RAW DATA:
— begin —
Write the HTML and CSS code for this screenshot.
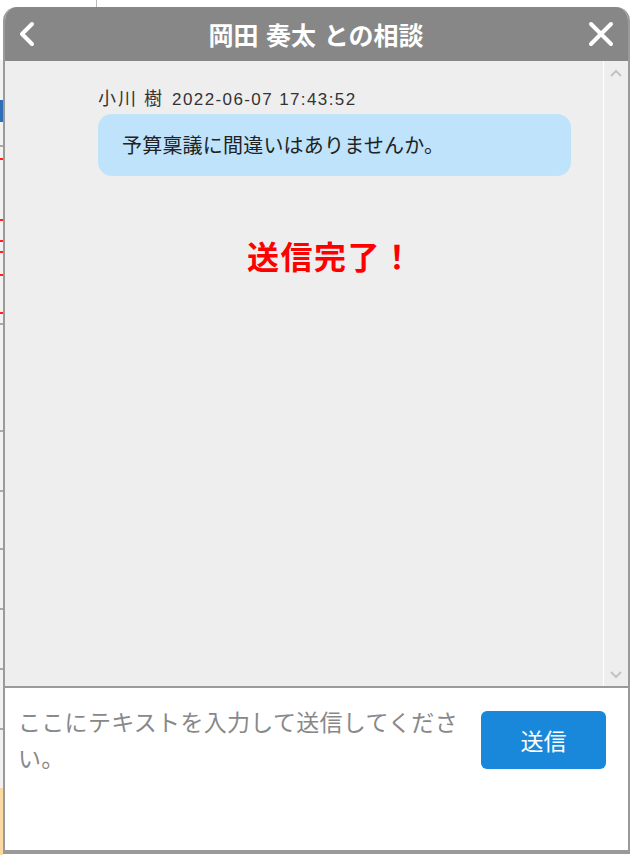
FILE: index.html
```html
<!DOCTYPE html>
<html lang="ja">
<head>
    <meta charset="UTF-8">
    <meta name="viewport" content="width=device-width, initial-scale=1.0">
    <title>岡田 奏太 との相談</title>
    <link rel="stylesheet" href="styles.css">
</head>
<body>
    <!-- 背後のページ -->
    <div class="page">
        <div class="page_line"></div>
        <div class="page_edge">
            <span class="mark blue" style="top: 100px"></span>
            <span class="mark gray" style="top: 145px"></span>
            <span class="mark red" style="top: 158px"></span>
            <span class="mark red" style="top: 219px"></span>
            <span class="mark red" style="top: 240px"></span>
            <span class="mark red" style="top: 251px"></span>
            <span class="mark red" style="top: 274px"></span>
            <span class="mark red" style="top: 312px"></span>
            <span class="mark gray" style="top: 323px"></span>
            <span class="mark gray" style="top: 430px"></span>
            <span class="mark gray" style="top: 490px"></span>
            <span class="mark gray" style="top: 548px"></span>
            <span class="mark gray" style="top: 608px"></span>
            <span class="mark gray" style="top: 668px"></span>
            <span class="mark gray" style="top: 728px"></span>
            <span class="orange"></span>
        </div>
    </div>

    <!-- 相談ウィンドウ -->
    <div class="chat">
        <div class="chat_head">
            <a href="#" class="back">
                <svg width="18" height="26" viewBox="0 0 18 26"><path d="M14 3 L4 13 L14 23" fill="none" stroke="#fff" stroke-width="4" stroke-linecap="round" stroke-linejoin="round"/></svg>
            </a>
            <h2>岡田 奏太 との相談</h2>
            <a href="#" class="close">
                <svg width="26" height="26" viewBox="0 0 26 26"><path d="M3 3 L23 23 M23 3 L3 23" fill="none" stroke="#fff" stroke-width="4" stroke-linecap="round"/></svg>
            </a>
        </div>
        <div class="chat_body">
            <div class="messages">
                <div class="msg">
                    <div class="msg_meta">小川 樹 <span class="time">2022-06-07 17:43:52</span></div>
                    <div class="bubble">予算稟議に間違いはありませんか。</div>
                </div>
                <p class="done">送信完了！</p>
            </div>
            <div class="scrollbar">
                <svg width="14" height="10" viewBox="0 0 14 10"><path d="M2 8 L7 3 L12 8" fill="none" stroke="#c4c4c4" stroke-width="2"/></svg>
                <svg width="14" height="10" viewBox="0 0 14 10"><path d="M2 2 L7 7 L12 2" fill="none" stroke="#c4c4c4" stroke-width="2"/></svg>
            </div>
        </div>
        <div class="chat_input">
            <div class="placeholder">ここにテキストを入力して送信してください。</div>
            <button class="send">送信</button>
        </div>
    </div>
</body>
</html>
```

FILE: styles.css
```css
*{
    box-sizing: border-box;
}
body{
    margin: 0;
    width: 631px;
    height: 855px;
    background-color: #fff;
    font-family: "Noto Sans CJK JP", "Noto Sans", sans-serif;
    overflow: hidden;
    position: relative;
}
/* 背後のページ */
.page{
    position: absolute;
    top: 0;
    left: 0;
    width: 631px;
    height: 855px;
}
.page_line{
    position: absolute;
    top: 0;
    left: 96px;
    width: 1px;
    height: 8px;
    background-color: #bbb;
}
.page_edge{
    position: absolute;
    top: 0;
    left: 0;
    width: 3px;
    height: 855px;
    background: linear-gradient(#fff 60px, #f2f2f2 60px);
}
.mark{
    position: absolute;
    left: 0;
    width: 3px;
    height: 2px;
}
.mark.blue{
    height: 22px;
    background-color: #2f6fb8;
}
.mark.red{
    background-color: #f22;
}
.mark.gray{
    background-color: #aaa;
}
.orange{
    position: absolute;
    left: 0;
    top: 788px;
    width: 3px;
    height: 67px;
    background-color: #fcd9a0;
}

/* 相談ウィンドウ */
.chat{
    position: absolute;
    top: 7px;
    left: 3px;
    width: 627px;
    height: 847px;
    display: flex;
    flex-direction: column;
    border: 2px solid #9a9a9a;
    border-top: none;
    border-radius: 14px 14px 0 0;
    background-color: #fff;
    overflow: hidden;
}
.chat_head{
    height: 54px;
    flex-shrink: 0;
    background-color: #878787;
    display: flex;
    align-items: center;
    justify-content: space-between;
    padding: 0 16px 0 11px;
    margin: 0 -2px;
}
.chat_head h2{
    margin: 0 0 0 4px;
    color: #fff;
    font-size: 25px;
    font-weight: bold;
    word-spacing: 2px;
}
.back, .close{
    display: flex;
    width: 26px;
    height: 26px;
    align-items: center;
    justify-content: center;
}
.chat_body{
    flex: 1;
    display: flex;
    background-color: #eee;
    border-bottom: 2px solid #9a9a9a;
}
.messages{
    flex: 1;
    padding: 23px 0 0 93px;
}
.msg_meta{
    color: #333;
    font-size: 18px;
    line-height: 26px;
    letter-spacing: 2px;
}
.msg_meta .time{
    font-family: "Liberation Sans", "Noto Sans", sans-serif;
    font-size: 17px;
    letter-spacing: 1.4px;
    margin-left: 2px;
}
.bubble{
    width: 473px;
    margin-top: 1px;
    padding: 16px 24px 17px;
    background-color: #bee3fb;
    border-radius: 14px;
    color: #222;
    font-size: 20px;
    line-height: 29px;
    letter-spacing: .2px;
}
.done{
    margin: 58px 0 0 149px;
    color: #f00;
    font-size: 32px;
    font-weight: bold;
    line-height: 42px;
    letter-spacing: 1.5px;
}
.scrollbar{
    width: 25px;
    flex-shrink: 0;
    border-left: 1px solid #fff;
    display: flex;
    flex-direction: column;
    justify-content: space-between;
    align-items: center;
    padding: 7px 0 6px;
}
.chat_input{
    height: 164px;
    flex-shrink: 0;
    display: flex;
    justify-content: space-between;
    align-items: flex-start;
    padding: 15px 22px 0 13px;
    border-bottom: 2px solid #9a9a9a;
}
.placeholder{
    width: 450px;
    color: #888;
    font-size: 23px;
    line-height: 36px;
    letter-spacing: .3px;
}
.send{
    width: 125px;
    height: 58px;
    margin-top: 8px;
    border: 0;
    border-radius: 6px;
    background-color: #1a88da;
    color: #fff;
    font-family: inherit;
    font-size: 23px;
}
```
— end —
Repeat the data exactly, excluding the pictures.

Write the HTML and CSS code for this screenshot.
FILE: index.html
```html
<!DOCTYPE html>
<html lang="ja">
<head>
    <meta charset="UTF-8">
    <meta name="viewport" content="width=device-width, initial-scale=1.0">
    <title>岡田 奏太 との相談</title>
    <link rel="stylesheet" href="styles.css">
</head>
<body>
    <!-- 背後のページ -->
    <div class="page">
        <div class="page_line"></div>
        <div class="page_edge">
            <span class="mark blue" style="top: 100px"></span>
            <span class="mark gray" style="top: 145px"></span>
            <span class="mark red" style="top: 158px"></span>
            <span class="mark red" style="top: 219px"></span>
            <span class="mark red" style="top: 240px"></span>
            <span class="mark red" style="top: 251px"></span>
            <span class="mark red" style="top: 274px"></span>
            <span class="mark red" style="top: 312px"></span>
            <span class="mark gray" style="top: 323px"></span>
            <span class="mark gray" style="top: 430px"></span>
            <span class="mark gray" style="top: 490px"></span>
            <span class="mark gray" style="top: 548px"></span>
            <span class="mark gray" style="top: 608px"></span>
            <span class="mark gray" style="top: 668px"></span>
            <span class="mark gray" style="top: 728px"></span>
            <span class="orange"></span>
        </div>
    </div>

    <!-- 相談ウィンドウ -->
    <div class="chat">
        <div class="chat_head">
            <a href="#" class="back">
                <svg width="18" height="26" viewBox="0 0 18 26"><path d="M14 3 L4 13 L14 23" fill="none" stroke="#fff" stroke-width="4" stroke-linecap="round" stroke-linejoin="round"/></svg>
            </a>
            <h2>岡田 奏太 との相談</h2>
            <a href="#" class="close">
                <svg width="26" height="26" viewBox="0 0 26 26"><path d="M3 3 L23 23 M23 3 L3 23" fill="none" stroke="#fff" stroke-width="4" stroke-linecap="round"/></svg>
            </a>
        </div>
        <div class="chat_body">
            <div class="messages">
                <div class="msg">
                    <div class="msg_meta">小川 樹 <span class="time">2022-06-07 17:43:52</span></div>
                    <div class="bubble">予算稟議に間違いはありませんか。</div>
                </div>
                <p class="done">送信完了！</p>
            </div>
            <div class="scrollbar">
                <svg width="14" height="10" viewBox="0 0 14 10"><path d="M2 8 L7 3 L12 8" fill="none" stroke="#c4c4c4" stroke-width="2"/></svg>
                <svg width="14" height="10" viewBox="0 0 14 10"><path d="M2 2 L7 7 L12 2" fill="none" stroke="#c4c4c4" stroke-width="2"/></svg>
            </div>
        </div>
        <div class="chat_input">
            <div class="placeholder">ここにテキストを入力して送信してください。</div>
            <button class="send">送信</button>
        </div>
    </div>
</body>
</html>
```

FILE: styles.css
```css
*{
    box-sizing: border-box;
}
body{
    margin: 0;
    width: 631px;
    height: 855px;
    background-color: #fff;
    font-family: "Noto Sans CJK JP", "Noto Sans", sans-serif;
    overflow: hidden;
    position: relative;
}
/* 背後のページ */
.page{
    position: absolute;
    top: 0;
    left: 0;
    width: 631px;
    height: 855px;
}
.page_line{
    position: absolute;
    top: 0;
    left: 96px;
    width: 1px;
    height: 8px;
    background-color: #bbb;
}
.page_edge{
    position: absolute;
    top: 0;
    left: 0;
    width: 3px;
    height: 855px;
    background: linear-gradient(#fff 60px, #f2f2f2 60px);
}
.mark{
    position: absolute;
    left: 0;
    width: 3px;
    height: 2px;
}
.mark.blue{
    height: 22px;
    background-color: #2f6fb8;
}
.mark.red{
    background-color: #f22;
}
.mark.gray{
    background-color: #aaa;
}
.orange{
    position: absolute;
    left: 0;
    top: 788px;
    width: 3px;
    height: 67px;
    background-color: #fcd9a0;
}

/* 相談ウィンドウ */
.chat{
    position: absolute;
    top: 7px;
    left: 3px;
    width: 627px;
    height: 847px;
    display: flex;
    flex-direction: column;
    border: 2px solid #9a9a9a;
    border-top: none;
    border-radius: 14px 14px 0 0;
    background-color: #fff;
    overflow: hidden;
}
.chat_head{
    height: 54px;
    flex-shrink: 0;
    background-color: #878787;
    display: flex;
    align-items: center;
    justify-content: space-between;
    padding: 0 16px 0 11px;
    margin: 0 -2px;
}
.chat_head h2{
    margin: 0 0 0 4px;
    color: #fff;
    font-size: 25px;
    font-weight: bold;
    word-spacing: 2px;
}
.back, .close{
    display: flex;
    width: 26px;
    height: 26px;
    align-items: center;
    justify-content: center;
}
.chat_body{
    flex: 1;
    display: flex;
    background-color: #eee;
    border-bottom: 2px solid #9a9a9a;
}
.messages{
    flex: 1;
    padding: 23px 0 0 93px;
}
.msg_meta{
    color: #333;
    font-size: 18px;
    line-height: 26px;
    letter-spacing: 2px;
}
.msg_meta .time{
    font-family: "Liberation Sans", "Noto Sans", sans-serif;
    font-size: 17px;
    letter-spacing: 1.4px;
    margin-left: 2px;
}
.bubble{
    width: 473px;
    margin-top: 1px;
    padding: 16px 24px 17px;
    background-color: #bee3fb;
    border-radius: 14px;
    color: #222;
    font-size: 20px;
    line-height: 29px;
    letter-spacing: .2px;
}
.done{
    margin: 58px 0 0 149px;
    color: #f00;
    font-size: 32px;
    font-weight: bold;
    line-height: 42px;
    letter-spacing: 1.5px;
}
.scrollbar{
    width: 25px;
    flex-shrink: 0;
    border-left: 1px solid #fff;
    display: flex;
    flex-direction: column;
    justify-content: space-between;
    align-items: center;
    padding: 7px 0 6px;
}
.chat_input{
    height: 164px;
    flex-shrink: 0;
    display: flex;
    justify-content: space-between;
    align-items: flex-start;
    padding: 15px 22px 0 13px;
    border-bottom: 2px solid #9a9a9a;
}
.placeholder{
    width: 450px;
    color: #888;
    font-size: 23px;
    line-height: 36px;
    letter-spacing: .3px;
}
.send{
    width: 125px;
    height: 58px;
    margin-top: 8px;
    border: 0;
    border-radius: 6px;
    background-color: #1a88da;
    color: #fff;
    font-family: inherit;
    font-size: 23px;
}
```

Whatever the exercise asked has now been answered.